## PROBLEM DETAILS
Pictures stay out of the copy; set down each line of the listing below exactly.
** BEGIN DATASET SECTION **
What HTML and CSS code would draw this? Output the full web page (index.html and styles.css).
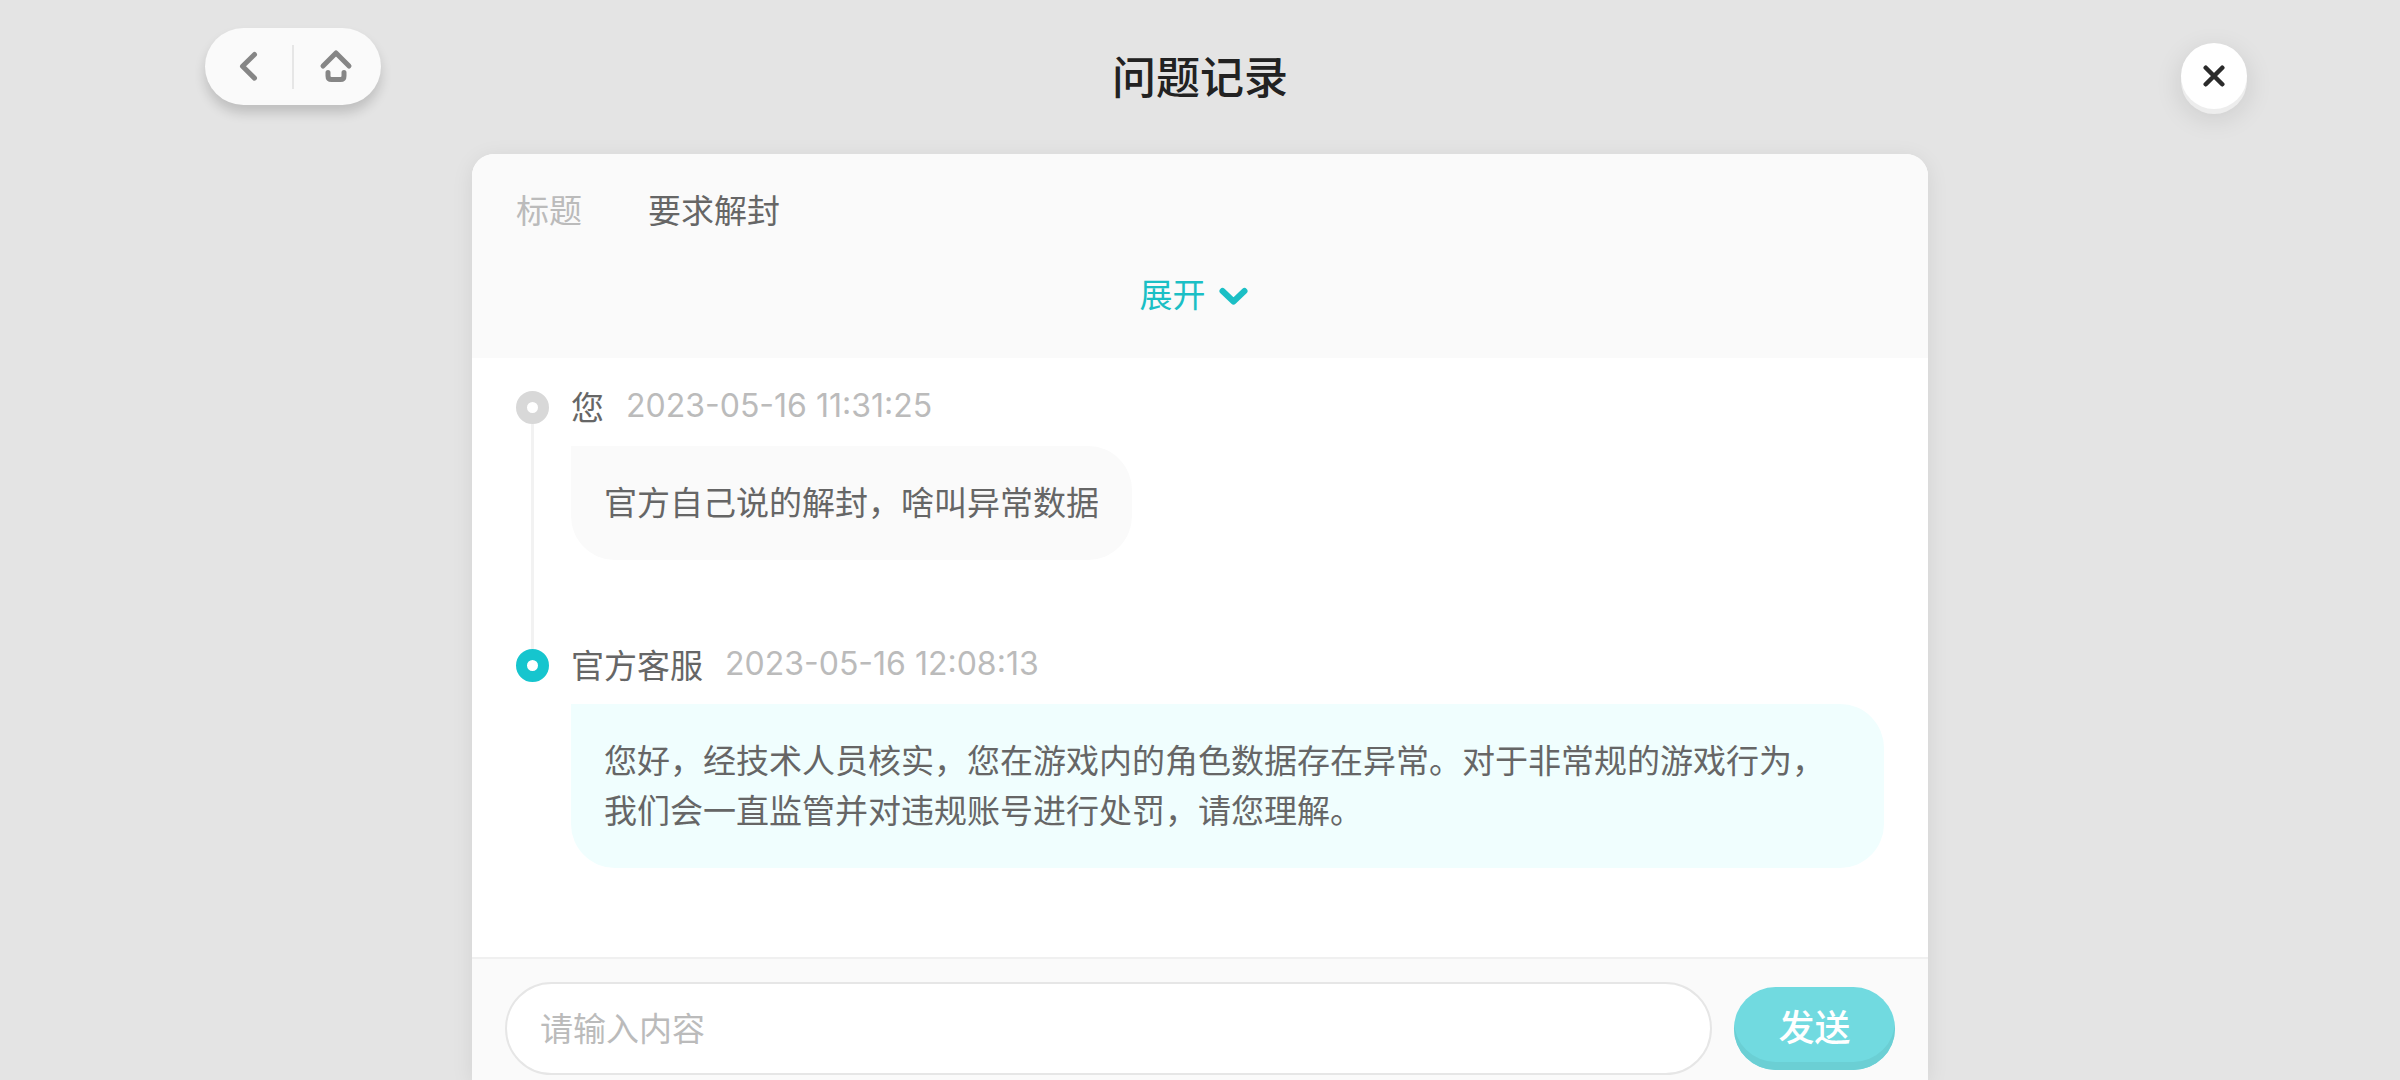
FILE: index.html
```html
<!DOCTYPE html>
<html lang="zh-CN">
<head>
<meta charset="utf-8">
<meta name="viewport" content="width=device-width, initial-scale=1">
<title>问题记录</title>
<link rel="stylesheet" href="styles.css">
</head>
<body>
<div class="app">
  <header class="topbar">
    <nav class="nav-pill" aria-label="导航">
      <button class="nav-button" type="button" aria-label="返回">
        <svg class="nav-icon" viewBox="0 0 44 44" aria-hidden="true"><path d="M27.500 9.500 15.500 21.300l12 11.800"/></svg>
      </button>
      <button class="nav-button" type="button" aria-label="首页">
        <svg class="nav-icon" viewBox="0 0 44 44" aria-hidden="true"><path d="M9 21 22 8l13 13"/><path d="M14 27.500v3.500q0 3.500 3.500 3.500h9q3.500 0 3.500-3.500v-3.500"/></svg>
      </button>
    </nav>
    <h1 class="page-title">问题记录</h1>
    <button class="close-button" type="button" aria-label="关闭">
      <svg class="close-icon" viewBox="0 0 24 24" aria-hidden="true"><path d="m3 3 18 18M21 3 3 21"/></svg>
    </button>
  </header>

  <main class="card">
    <section class="summary">
      <dl class="field">
        <dt class="field-label">标题</dt>
        <dd class="field-value">要求解封</dd>
      </dl>
      <button class="expand" type="button">展开
        <svg class="expand-icon" viewBox="0 0 44 44" aria-hidden="true"><path d="m11.500 20 11 10.500 11-10.500"/></svg>
      </button>
    </section>

    <ol class="timeline">
      <li class="entry">
        <span class="marker"></span>
        <div class="entry-body">
          <div class="entry-head"><span class="author">您</span><time class="time" datetime="2023-05-16T11:31:25">2023-05-16 11:31:25</time></div>
          <p class="bubble">官方自己说的解封，啥叫异常数据</p>
        </div>
      </li>
      <li class="entry entry-official">
        <span class="marker"></span>
        <div class="entry-body">
          <div class="entry-head"><span class="author">官方客服</span><time class="time" datetime="2023-05-16T12:08:13">2023-05-16 12:08:13</time></div>
          <p class="bubble">您好，经技术人员核实，您在游戏内的角色数据存在异常。对于非常规的游戏行为，我们会一直监管并对违规账号进行处罚，请您理解。</p>
        </div>
      </li>
    </ol>

    <form class="composer">
      <input class="message-input" type="text" placeholder="请输入内容" aria-label="请输入内容">
      <button class="send" type="button">发送</button>
    </form>
  </main>
</div>
</body>
</html>
```

FILE: styles.css
```css
*,
*::before,
*::after {
  box-sizing: border-box;
}

body {
  margin: 0;
  background: #e4e4e4;
  color: #666;
  font-family: "Noto Sans CJK SC", sans-serif;
  font-size: 33px;
  line-height: 50px;
}

button,
input {
  border: 0;
  padding: 0;
  background: none;
  color: inherit;
  font: inherit;
}

button {
  cursor: pointer;
}

svg {
  display: block;
  fill: none;
  stroke: currentColor;
  stroke-linecap: round;
  stroke-linejoin: round;
}

.app {
  display: flex;
  flex-direction: column;
  min-height: 100vh;
}

/* Top bar */
.topbar {
  display: grid;
  grid-template-columns: 1fr auto 1fr;
  align-items: start;
  padding: 28px 153px 32px;
}

.nav-pill {
  display: flex;
  justify-self: start;
  width: 176px;
  height: 77px;
  margin-left: 52px;
  border-radius: 39px;
  background: #fafafa;
  box-shadow: 0 8px 12px rgba(0, 0, 0, 0.16);
}

.nav-button {
  display: flex;
  flex: 1;
  align-items: center;
  justify-content: center;
  color: #868686;
}

.nav-button + .nav-button::before {
  content: "";
  width: 2px;
  height: 44px;
  margin-right: 20px;
  margin-left: -24px;
  background: #e6e6e6;
}

.nav-icon {
  width: 44px;
  height: 44px;
  stroke-width: 5;
}

.page-title {
  margin: 0;
  color: #222;
  font-size: 44px;
  font-weight: 500;
  line-height: 94px;
}

.close-button {
  display: flex;
  align-items: center;
  justify-content: center;
  justify-self: end;
  width: 66px;
  height: 66px;
  margin-top: 15px;
  border-radius: 50%;
  background: #fff;
  box-shadow: 0 5px 0 #ededed, 0 8px 28px rgba(0, 0, 0, 0.12);
  color: #2b2b2b;
}

.close-icon {
  width: 22px;
  height: 22px;
  stroke-width: 5;
}

/* Card */
.card {
  display: flex;
  flex: 1;
  flex-direction: column;
  width: min(100% - 64px, 1456px);
  margin: 0 auto;
  border-radius: 22px 22px 0 0;
  background: #fff;
  box-shadow: 0 4px 22px rgba(0, 0, 0, 0.08);
}

.summary {
  display: flex;
  flex-direction: column;
  gap: 34px;
  padding: 30px 44px 40px;
  border-radius: 22px 22px 0 0;
  background: #fafafa;
}

.field {
  display: flex;
  gap: 66px;
  margin: 0;
}

.field-label {
  color: #bbb;
}

.field-value {
  margin: 0;
}

.expand {
  display: flex;
  align-items: center;
  align-self: center;
  gap: 5px;
  padding-right: 6px;
  color: #1bbfc5;
}

.expand-icon {
  width: 44px;
  height: 44px;
  stroke-width: 6;
}

/* Conversation */
.timeline {
  flex: 1;
  margin: 0;
  padding: 23px 44px 88px;
  list-style: none;
}

.entry {
  display: flex;
  gap: 22px;
}

.marker {
  display: flex;
  flex: none;
  flex-direction: column;
  align-items: center;
  width: 33px;
  margin-top: 10px;
}

.marker::before {
  content: "";
  width: 33px;
  height: 33px;
  border: 11px solid #d8d8d8;
  border-radius: 50%;
}

.entry:not(:last-child) .marker {
  margin-bottom: -10px;
}

.entry:not(:last-child) .marker::after {
  content: "";
  flex: 1;
  width: 3px;
  background: #f2f2f2;
}

.entry-official .marker::before {
  border-color: #16c5ce;
}

.entry-body {
  flex: 1;
}

.entry:not(:last-child) .entry-body {
  padding-bottom: 79px;
}

.entry-head {
  display: flex;
  gap: 22px;
  margin-bottom: 15px;
}

.time {
  color: #bbb;
  font-family: Inter, sans-serif;
  font-size: 32px;
}

.bubble {
  width: fit-content;
  margin: 0;
  padding: 30px 33px 34px;
  border-radius: 0 44px 44px 44px;
  background: #fafafa;
}

.entry-official .bubble {
  background: #f0fefe;
}

/* Composer */
.composer {
  display: flex;
  align-items: center;
  gap: 22px;
  padding: 23px 33px 5px;
  border-top: 2px solid #f0f0f0;
  background: #fafafa;
}

.message-input {
  flex: 1;
  min-width: 0;
  height: 93px;
  padding: 0 33px 4px;
  border: 2px solid #e6e6e6;
  border-radius: 47px;
  background: #fff;
}

.message-input::placeholder {
  color: #bbb;
  opacity: 1;
}

.send {
  width: 161px;
  height: 83px;
  padding-bottom: 8px;
  border-radius: 42px;
  background: #71dae0;
  box-shadow: inset 0 -8px 0 #6bcfd4;
  color: #fff;
  font-size: 36px;
  font-weight: 500;
}
```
** END DATASET SECTION **
## TASK ANSWER
What HTML and CSS code would draw this? Output the full web page (index.html and styles.css).
FILE: index.html
```html
<!DOCTYPE html>
<html lang="zh-CN">
<head>
<meta charset="utf-8">
<meta name="viewport" content="width=device-width, initial-scale=1">
<title>问题记录</title>
<link rel="stylesheet" href="styles.css">
</head>
<body>
<div class="app">
  <header class="topbar">
    <nav class="nav-pill" aria-label="导航">
      <button class="nav-button" type="button" aria-label="返回">
        <svg class="nav-icon" viewBox="0 0 44 44" aria-hidden="true"><path d="M27.500 9.500 15.500 21.300l12 11.800"/></svg>
      </button>
      <button class="nav-button" type="button" aria-label="首页">
        <svg class="nav-icon" viewBox="0 0 44 44" aria-hidden="true"><path d="M9 21 22 8l13 13"/><path d="M14 27.500v3.500q0 3.500 3.500 3.500h9q3.500 0 3.500-3.500v-3.500"/></svg>
      </button>
    </nav>
    <h1 class="page-title">问题记录</h1>
    <button class="close-button" type="button" aria-label="关闭">
      <svg class="close-icon" viewBox="0 0 24 24" aria-hidden="true"><path d="m3 3 18 18M21 3 3 21"/></svg>
    </button>
  </header>

  <main class="card">
    <section class="summary">
      <dl class="field">
        <dt class="field-label">标题</dt>
        <dd class="field-value">要求解封</dd>
      </dl>
      <button class="expand" type="button">展开
        <svg class="expand-icon" viewBox="0 0 44 44" aria-hidden="true"><path d="m11.500 20 11 10.500 11-10.500"/></svg>
      </button>
    </section>

    <ol class="timeline">
      <li class="entry">
        <span class="marker"></span>
        <div class="entry-body">
          <div class="entry-head"><span class="author">您</span><time class="time" datetime="2023-05-16T11:31:25">2023-05-16 11:31:25</time></div>
          <p class="bubble">官方自己说的解封，啥叫异常数据</p>
        </div>
      </li>
      <li class="entry entry-official">
        <span class="marker"></span>
        <div class="entry-body">
          <div class="entry-head"><span class="author">官方客服</span><time class="time" datetime="2023-05-16T12:08:13">2023-05-16 12:08:13</time></div>
          <p class="bubble">您好，经技术人员核实，您在游戏内的角色数据存在异常。对于非常规的游戏行为，我们会一直监管并对违规账号进行处罚，请您理解。</p>
        </div>
      </li>
    </ol>

    <form class="composer">
      <input class="message-input" type="text" placeholder="请输入内容" aria-label="请输入内容">
      <button class="send" type="button">发送</button>
    </form>
  </main>
</div>
</body>
</html>
```

FILE: styles.css
```css
*,
*::before,
*::after {
  box-sizing: border-box;
}

body {
  margin: 0;
  background: #e4e4e4;
  color: #666;
  font-family: "Noto Sans CJK SC", sans-serif;
  font-size: 33px;
  line-height: 50px;
}

button,
input {
  border: 0;
  padding: 0;
  background: none;
  color: inherit;
  font: inherit;
}

button {
  cursor: pointer;
}

svg {
  display: block;
  fill: none;
  stroke: currentColor;
  stroke-linecap: round;
  stroke-linejoin: round;
}

.app {
  display: flex;
  flex-direction: column;
  min-height: 100vh;
}

/* Top bar */
.topbar {
  display: grid;
  grid-template-columns: 1fr auto 1fr;
  align-items: start;
  padding: 28px 153px 32px;
}

.nav-pill {
  display: flex;
  justify-self: start;
  width: 176px;
  height: 77px;
  margin-left: 52px;
  border-radius: 39px;
  background: #fafafa;
  box-shadow: 0 8px 12px rgba(0, 0, 0, 0.16);
}

.nav-button {
  display: flex;
  flex: 1;
  align-items: center;
  justify-content: center;
  color: #868686;
}

.nav-button + .nav-button::before {
  content: "";
  width: 2px;
  height: 44px;
  margin-right: 20px;
  margin-left: -24px;
  background: #e6e6e6;
}

.nav-icon {
  width: 44px;
  height: 44px;
  stroke-width: 5;
}

.page-title {
  margin: 0;
  color: #222;
  font-size: 44px;
  font-weight: 500;
  line-height: 94px;
}

.close-button {
  display: flex;
  align-items: center;
  justify-content: center;
  justify-self: end;
  width: 66px;
  height: 66px;
  margin-top: 15px;
  border-radius: 50%;
  background: #fff;
  box-shadow: 0 5px 0 #ededed, 0 8px 28px rgba(0, 0, 0, 0.12);
  color: #2b2b2b;
}

.close-icon {
  width: 22px;
  height: 22px;
  stroke-width: 5;
}

/* Card */
.card {
  display: flex;
  flex: 1;
  flex-direction: column;
  width: min(100% - 64px, 1456px);
  margin: 0 auto;
  border-radius: 22px 22px 0 0;
  background: #fff;
  box-shadow: 0 4px 22px rgba(0, 0, 0, 0.08);
}

.summary {
  display: flex;
  flex-direction: column;
  gap: 34px;
  padding: 30px 44px 40px;
  border-radius: 22px 22px 0 0;
  background: #fafafa;
}

.field {
  display: flex;
  gap: 66px;
  margin: 0;
}

.field-label {
  color: #bbb;
}

.field-value {
  margin: 0;
}

.expand {
  display: flex;
  align-items: center;
  align-self: center;
  gap: 5px;
  padding-right: 6px;
  color: #1bbfc5;
}

.expand-icon {
  width: 44px;
  height: 44px;
  stroke-width: 6;
}

/* Conversation */
.timeline {
  flex: 1;
  margin: 0;
  padding: 23px 44px 88px;
  list-style: none;
}

.entry {
  display: flex;
  gap: 22px;
}

.marker {
  display: flex;
  flex: none;
  flex-direction: column;
  align-items: center;
  width: 33px;
  margin-top: 10px;
}

.marker::before {
  content: "";
  width: 33px;
  height: 33px;
  border: 11px solid #d8d8d8;
  border-radius: 50%;
}

.entry:not(:last-child) .marker {
  margin-bottom: -10px;
}

.entry:not(:last-child) .marker::after {
  content: "";
  flex: 1;
  width: 3px;
  background: #f2f2f2;
}

.entry-official .marker::before {
  border-color: #16c5ce;
}

.entry-body {
  flex: 1;
}

.entry:not(:last-child) .entry-body {
  padding-bottom: 79px;
}

.entry-head {
  display: flex;
  gap: 22px;
  margin-bottom: 15px;
}

.time {
  color: #bbb;
  font-family: Inter, sans-serif;
  font-size: 32px;
}

.bubble {
  width: fit-content;
  margin: 0;
  padding: 30px 33px 34px;
  border-radius: 0 44px 44px 44px;
  background: #fafafa;
}

.entry-official .bubble {
  background: #f0fefe;
}

/* Composer */
.composer {
  display: flex;
  align-items: center;
  gap: 22px;
  padding: 23px 33px 5px;
  border-top: 2px solid #f0f0f0;
  background: #fafafa;
}

.message-input {
  flex: 1;
  min-width: 0;
  height: 93px;
  padding: 0 33px 4px;
  border: 2px solid #e6e6e6;
  border-radius: 47px;
  background: #fff;
}

.message-input::placeholder {
  color: #bbb;
  opacity: 1;
}

.send {
  width: 161px;
  height: 83px;
  padding-bottom: 8px;
  border-radius: 42px;
  background: #71dae0;
  box-shadow: inset 0 -8px 0 #6bcfd4;
  color: #fff;
  font-size: 36px;
  font-weight: 500;
}
```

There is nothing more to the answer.